Consider the following instance of the problem. There are 5 customers on the line. Customers 1 and 2, each having budget of 1, are situated in the point \(x_1=x_2=0\). Client 3 with budget of 3 is at \(x_3=2-\varepsilon \), where \(\varepsilon >0\) is a small number. Clients 4 and 5 are at \(x_4=x_5=3-\varepsilon \), both having budgets of 2. Let \(c_j=d_j=1,\ j\in \{1,2,3,4,5\}\). Denote, that \(Y = \{0,1-\varepsilon /2,2-\varepsilon ,3-\varepsilon \}\). If \(y_1,y_2\in Y\), then maximal revenue is \(8-3\varepsilon \). But we can get the revenue \(8-3\varepsilon /2\), when \((y_1,y_2)=(0,3-3\varepsilon /2)\) and \((p_1,p_2)=(1,2-\varepsilon /2\)). It’s mean, that we can’t move our discretization lemmas to the mill pricing (Fig. 2).

Fig. 2
figure 2

An example of location-pricing problem (2 facilities and 5 customers)

Fig. 3
figure 3

An example of location-pricing problem (3 facilities and 8 customers)
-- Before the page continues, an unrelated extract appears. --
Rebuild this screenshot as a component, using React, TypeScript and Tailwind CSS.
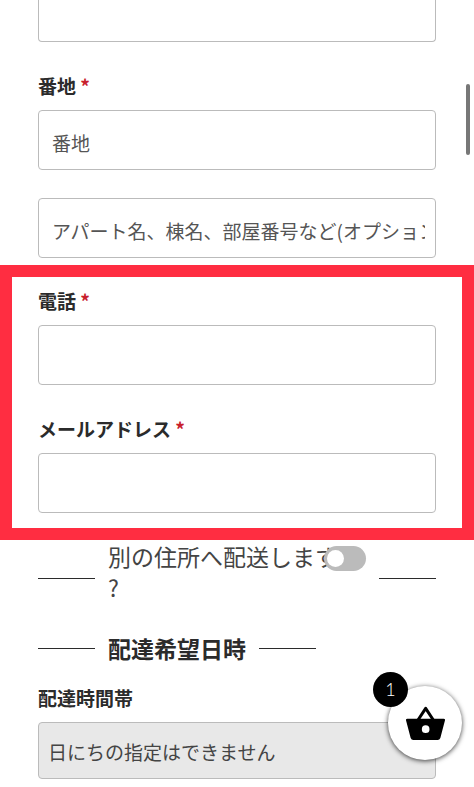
import React, { useState } from "react";

const labelClass = "block mb-3 text-[19px] leading-6 font-bold text-[#2b2b2b]";
const inputClass =
  "block w-full h-[60px] pl-[13px] pr-[10px] pt-1 border border-[#bbb] rounded-sm bg-white text-[19px] text-[#444] placeholder:text-[#555] outline-none";

type FieldProps = {
  id: string;
  label: string;
  type?: string;
  placeholder?: string;
};

function Field({ id, label, type = "text", placeholder }: FieldProps) {
  return (
    <div>
      <label htmlFor={id} className={labelClass}>
        {label} <span className="text-[#c8202c]">*</span>
      </label>
      <input id={id} type={type} placeholder={placeholder} required className={inputClass} />
    </div>
  );
}

function Line() {
  return <span className="w-[57px] h-px shrink-0 bg-[#2b2b2b]" />;
}

function CartButton() {
  return (
    <button
      type="button"
      aria-label="カート"
      className="fixed right-3 bottom-[27px] w-[74px] h-[74px] flex items-center justify-center rounded-full bg-white shadow-[0_1px_5px_rgba(0,0,0,0.75)]"
    >
      <svg width="39" height="34" viewBox="0 0 117 102" fill="none">
        <path d="M36 42L59 7L82 42" stroke="#000" strokeWidth="9" strokeLinejoin="round" />
        <path
          fillRule="evenodd"
          clipRule="evenodd"
          d="M4 38H113Q118 38 117 43L103 96Q101 102 95 102H22Q16 102 14 96L0 43Q-1 38 4 38ZM59 58A11.500 11.500 0 1 0 59 81A11.500 11.500 0 1 0 59 58Z"
          fill="#000"
        />
      </svg>
      <span className="absolute -top-[14px] -left-[15px] w-[35px] h-[35px] flex items-center justify-center rounded-full bg-black text-white text-[18px] font-light font-['Lato',sans-serif]">
        1
      </span>
    </button>
  );
}

function App() {
  const [shipOther, setShipOther] = useState(false);

  return (
    <div className="relative h-screen overflow-hidden bg-white font-['Noto_Sans_CJK_JP',sans-serif] text-[#2b2b2b]">
      <form>
        <div className="px-[38px]">
          <input
            type="text"
            aria-label="市区町村"
            className="block w-full h-[42px] px-[13px] border border-t-0 border-[#bbb] rounded-b-sm outline-none"
          />
          <div className="mt-8">
            <Field id="address1" label="番地" placeholder="番地" />
          </div>
          <input
            type="text"
            aria-label="アパート名"
            placeholder="アパート名、棟名、部屋番号など(オプション)"
            className={`${inputClass} mt-7`}
          />
        </div>

        <div className="mt-[7px] px-[26px] pt-3 pb-[15px] flex flex-col gap-8 border-12 border-[#ff2d41]">
          <Field id="phone" label="電話" type="tel" />
          <Field id="email" label="メールアドレス" type="email" />
        </div>

        <div className="px-[38px]">
          <div className="mt-px flex items-center gap-[13px]">
            <Line />
            <div className="relative flex-1 pb-3">
              <label htmlFor="ship-other" className="block text-[23px] leading-[31px] text-[#444]">
                別の住所へ配送します
                <br />?
              </label>
              <input
                id="ship-other"
                type="checkbox"
                role="switch"
                checked={shipOther}
                onChange={(e) => setShipOther(e.target.checked)}
                className="absolute top-[5px] right-0 w-[42px] h-[25px] appearance-none rounded-full bg-[#bbb] checked:bg-[#444] before:absolute before:top-1 before:left-[3px] before:w-[17px] before:h-[17px] before:rounded-full before:bg-white checked:before:left-[22px]"
              />
            </div>
            <Line />
          </div>

          <div className="mt-[18px] flex items-center gap-[13px]">
            <Line />
            <h3 className="text-[23px] leading-[31px] font-bold">配達希望日時</h3>
            <Line />
          </div>

          <div className="mt-[22px]">
            <label htmlFor="delivery-time" className={labelClass}>
              配達時間帯
            </label>
            <select
              id="delivery-time"
              className="block w-full h-[57px] px-[9px] pt-[3px] appearance-none border border-[#bbb] rounded-sm bg-[#e8e8e8] text-[19px] text-[#444]"
            >
              <option>日にちの指定はできません</option>
            </select>
          </div>
        </div>
      </form>

      {/* scroll indicator */}
      <div className="absolute top-[84px] right-1 w-1 h-[71px] rounded-full bg-[#777]" />
      <CartButton />
    </div>
  );
}

export default App;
Another interesting instance is described in the Fig. 3. Here, the previous instance had symmetrically been extended to the right. There are 8 clients and 3 facilities (Fig. 3). In optimal solution the second facility is located in the middle of the figure, the first facility is located to the left of the leftmost client and the third facility is located to the right of the rightmost client.

7 Open problems

Interestingly, if the company is allowed to differentiate the prices among the facilities, even the problem on the line becomes highly non-trivial. This is due to the fact that the customers with sufficiently large budgets can afford traveling to further facilities, i.e., not the nearest ones, to get there the product at a lower price. Thus, our first open question is whether or not the problem on the line with price differentiation is polynomially solvable.

The second open problem is to construct an FPT algorithm for the geometric location-pricing problem parametrized by the number m of facilities, i.e., running in time f(m)poly(n) for some function \(f(\cdot )\).